Other 2020 candidates are thinking about how to save local news
Other presidential candidates including Amy Klobuchar and Andrew Yang are also thinking about ways to save local journalism.
Klobuchar and Sen. John Kennedy (R-LA) introduced the Journalism Competition and Preservation Act in the Senate (the bill was originally drafted by Rep. David Cicilline in the House). The bill would allow media companies, including newspapers, to negotiate directly with big tech companies like Facebook and Google “to improve the access to and the quality of news online.”
The main goal of the bill is to suspend federal and state antitrust laws for 48 months to allow media companies to collectively bargain with these tech companies (current laws make it hard for them to do so). But beyond opening up a path for negotiations, it doesn’t spell out exactly what would happen beyond that.

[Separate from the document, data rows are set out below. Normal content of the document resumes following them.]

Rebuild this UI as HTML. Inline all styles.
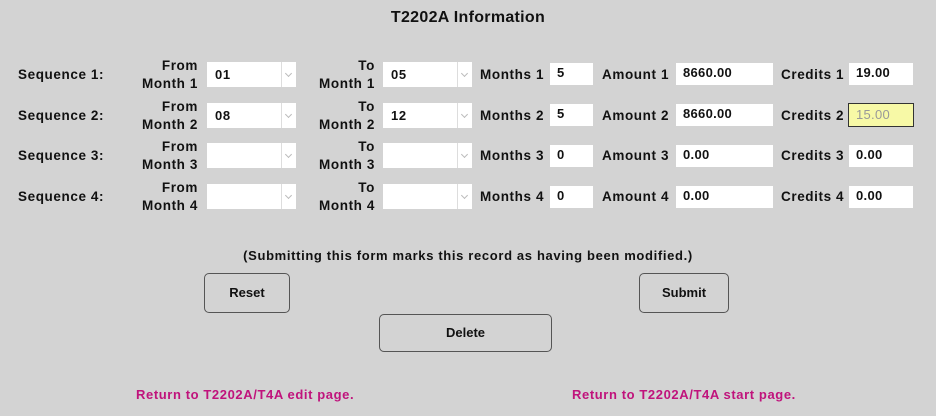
<!DOCTYPE html>
<html><head><meta charset="utf-8"><style>
body{margin:0;width:936px;height:416px;background:#d3d3d3;font-family:"Liberation Sans",sans-serif;font-weight:bold;font-size:13.5px;color:#111;position:relative;overflow:hidden;letter-spacing:0.6px}
.a{position:absolute;white-space:nowrap}
.r{text-align:right;line-height:18px}
.in{position:absolute;background:#fff;height:22px;line-height:22px;font-size:13px;padding-left:7px;box-sizing:border-box;letter-spacing:0.3px}
.sel{position:absolute;background:#fff;height:25px;width:89px;box-sizing:border-box}
.sel span{position:absolute;left:8px;top:0;line-height:25px;font-size:13px}
.sel i{position:absolute;right:0;top:0;width:14px;height:25px;border-left:1px solid #ddd;background:#fff}
.sel i:after{content:"";position:absolute;left:4px;top:9px;width:4px;height:4px;border-right:1px solid #bbb;border-bottom:1px solid #bbb;transform:rotate(45deg)}
.btn{position:absolute;border:1px solid #555;border-radius:5px;text-align:center;font-size:13px;box-sizing:border-box;letter-spacing:0}
.lk{color:#c0137c}
</style></head><body>
<div class="a" style="left:0;width:936px;text-align:center;top:9px;font-size:16px;letter-spacing:0.3px">T2202A Information</div>

<div class="a" style="left:18px;top:67px">Sequence 1:</div>
<div class="a" style="left:18px;top:108px">Sequence 2:</div>
<div class="a" style="left:18px;top:148px">Sequence 3:</div>
<div class="a" style="left:18px;top:189px">Sequence 4:</div>

<div class="a r" style="right:738px;top:57px">From<br>Month 1</div>
<div class="a r" style="right:738px;top:98px">From<br>Month 2</div>
<div class="a r" style="right:738px;top:138px">From<br>Month 3</div>
<div class="a r" style="right:738px;top:179px">From<br>Month 4</div>

<div class="a r" style="right:561px;top:57px">To<br>Month 1</div>
<div class="a r" style="right:561px;top:98px">To<br>Month 2</div>
<div class="a r" style="right:561px;top:138px">To<br>Month 3</div>
<div class="a r" style="right:561px;top:179px">To<br>Month 4</div>

<div class="sel" style="left:207px;top:62px"><span>01</span><i></i></div>
<div class="sel" style="left:207px;top:103px"><span>08</span><i></i></div>
<div class="sel" style="left:207px;top:143px"><i></i></div>
<div class="sel" style="left:207px;top:184px"><i></i></div>
<div class="sel" style="left:383px;top:62px"><span>05</span><i></i></div>
<div class="sel" style="left:383px;top:103px"><span>12</span><i></i></div>
<div class="sel" style="left:383px;top:143px"><i></i></div>
<div class="sel" style="left:383px;top:184px"><i></i></div>

<div class="a" style="left:480px;top:67px">Months 1</div>
<div class="a" style="left:480px;top:108px">Months 2</div>
<div class="a" style="left:480px;top:148px">Months 3</div>
<div class="a" style="left:480px;top:189px">Months 4</div>
<div class="in" style="left:550px;top:63px;width:43px;line-height:19px">5</div>
<div class="in" style="left:550px;top:104px;width:43px;line-height:19px">5</div>
<div class="in" style="left:550px;top:145px;width:43px;line-height:19px">0</div>
<div class="in" style="left:550px;top:186px;width:43px;line-height:19px">0</div>

<div class="a" style="left:602px;top:67px">Amount 1</div>
<div class="a" style="left:602px;top:108px">Amount 2</div>
<div class="a" style="left:602px;top:148px">Amount 3</div>
<div class="a" style="left:602px;top:189px">Amount 4</div>
<div class="in" style="left:676px;top:63px;width:97px;line-height:19px">8660.00</div>
<div class="in" style="left:676px;top:104px;width:97px;line-height:19px">8660.00</div>
<div class="in" style="left:676px;top:145px;width:97px;line-height:19px">0.00</div>
<div class="in" style="left:676px;top:186px;width:97px;line-height:19px">0.00</div>

<div class="a" style="left:781px;top:67px">Credits 1</div>
<div class="a" style="left:781px;top:108px">Credits 2</div>
<div class="a" style="left:781px;top:148px">Credits 3</div>
<div class="a" style="left:781px;top:189px">Credits 4</div>
<div class="in" style="left:849px;top:63px;width:64px;line-height:19px">19.00</div>
<div class="in" style="left:848px;top:103px;width:66px;height:24px;line-height:21px;background:#f7f9a6;border:1px solid #333;color:#999;font-weight:normal">15.00</div>
<div class="in" style="left:849px;top:145px;width:64px;line-height:19px">0.00</div>
<div class="in" style="left:849px;top:186px;width:64px;line-height:19px">0.00</div>

<div class="a" style="left:0;width:936px;text-align:center;top:248px;font-size:13px;letter-spacing:0.65px">(Submitting this form marks this record as having been modified.)</div>
<div class="btn" style="left:204px;top:273px;width:86px;height:40px;line-height:38px">Reset</div>
<div class="btn" style="left:639px;top:273px;width:90px;height:40px;line-height:38px">Submit</div>
<div class="btn" style="left:379px;top:314px;width:173px;height:38px;line-height:36px">Delete</div>

<div class="a lk" style="left:136px;top:387px;font-size:13px">Return to T2202A/T4A edit page.</div>
<div class="a lk" style="left:572px;top:387px;font-size:13px">Return to T2202A/T4A start page.</div>
</body></html>
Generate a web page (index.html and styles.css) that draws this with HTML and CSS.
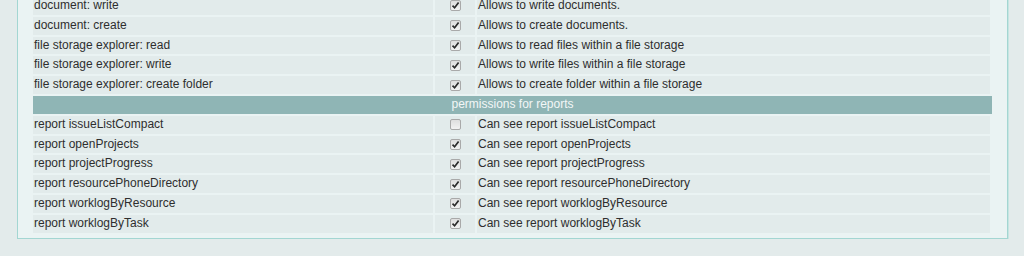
FILE: index.html
```html
<!doctype html>
<html lang="en">
    <head>
        <meta charset="UTF-8" />
        <title>Permissions</title>
        <link rel="stylesheet" href="styles.css">
    </head>
    <body>
        <div class="panel">
            <div class="perm-table">
                <div class="cell name">document: write</div>
                <div class="cell check"><span class="cb on"></span></div>
                <div class="cell desc">Allows to write documents.</div>

                <div class="cell name">document: create</div>
                <div class="cell check"><span class="cb on"></span></div>
                <div class="cell desc">Allows to create documents.</div>

                <div class="cell name">file storage explorer: read</div>
                <div class="cell check"><span class="cb on"></span></div>
                <div class="cell desc">Allows to read files within a file storage</div>

                <div class="cell name">file storage explorer: write</div>
                <div class="cell check"><span class="cb on"></span></div>
                <div class="cell desc">Allows to write files within a file storage</div>

                <div class="cell name">file storage explorer: create folder</div>
                <div class="cell check"><span class="cb on"></span></div>
                <div class="cell desc">Allows to create folder within a file storage</div>

                <div class="group">permissions for reports</div>

                <div class="cell name">report issueListCompact</div>
                <div class="cell check"><span class="cb"></span></div>
                <div class="cell desc">Can see report issueListCompact</div>

                <div class="cell name">report openProjects</div>
                <div class="cell check"><span class="cb on"></span></div>
                <div class="cell desc">Can see report openProjects</div>

                <div class="cell name">report projectProgress</div>
                <div class="cell check"><span class="cb on"></span></div>
                <div class="cell desc">Can see report projectProgress</div>

                <div class="cell name">report resourcePhoneDirectory</div>
                <div class="cell check"><span class="cb on"></span></div>
                <div class="cell desc">Can see report resourcePhoneDirectory</div>

                <div class="cell name">report worklogByResource</div>
                <div class="cell check"><span class="cb on"></span></div>
                <div class="cell desc">Can see report worklogByResource</div>

                <div class="cell name">report worklogByTask</div>
                <div class="cell check"><span class="cb on"></span></div>
                <div class="cell desc">Can see report worklogByTask</div>
            </div>
        </div>

        <script>
            // draw the check marks into the checked boxes
            document.querySelectorAll(".cb.on").forEach((box) => {
                box.innerHTML =
                    '<svg width="9" height="9" viewBox="0 0 9 9"><path d="M1.5 4.6 L3.6 6.8 L7.6 1.6" fill="none" stroke="#2b2b2b" stroke-width="1.7"/></svg>';
            });
        </script>
    </body>
</html>
```

FILE: styles.css
```css
body {
    margin: 0;
    background: #e3ebeb;
    font-family: "Liberation Sans", Arial, sans-serif;
    font-size: 12px;
    color: #2e2e2e;
}
.panel {
    margin: -30px 16px 0 17px;
    padding: 26px 17px 5px 15px;
    background: #eaf3f3;
    border: 1px solid #a3d6d2;
    box-shadow: 1px 1px 0 #c6e5e2;
}
.perm-table {
    display: grid;
    grid-template-columns: 400px 40px 1fr;
    grid-auto-rows: 17.8px;
    gap: 2px;
}
.cell {
    background: #e2ebeb;
    line-height: 17.8px;
    padding-left: 1px;
    white-space: nowrap;
}
.check {
    display: flex;
    align-items: center;
    justify-content: center;
    padding-left: 0;
}
.cb {
    box-sizing: border-box;
    width: 11px;
    height: 11px;
    border: 1px solid #a9a9a9;
    border-radius: 2px;
    background: linear-gradient(#dedede, #f2f2f2);
    display: flex;
    align-items: center;
    justify-content: center;
}
.group {
    grid-column: 1 / -1;
    margin-right: -2px;
    background: #8fb5b5;
    color: #f3f7f7;
    text-align: center;
    line-height: 17.8px;
}
```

And Andrew Yang, the entrepreneur primarily running on a universal basic income, has proposed a plan to have the federal government subsidize journalism — specifically, placing government-funded journalists in less-covered states and regions, and creating a fund to put more resources toward local news. This is similar to how the British Broadcasting Corporation (BBC) funds 144 “local democracy reporters” to news organizations in England, Scotland, and Wales. The BBC is in part funded by a household fee set by the British government.
No matter what, Plunkett is heartened these conversations are happening on the presidential campaign level.
“I think it’s a healthy discussion to have right now,” Plunkett said. “Journalism isn’t broken, it’s the funding. Conversations that seek to empower that is helpful and useful and exciting.”
Update: This story was updated with a statement from Sen. Elizabeth Warren. It was also updated to note Sen. Bernie Sanders cosponsored Warren’s “Stop Wall Street Looting Act.”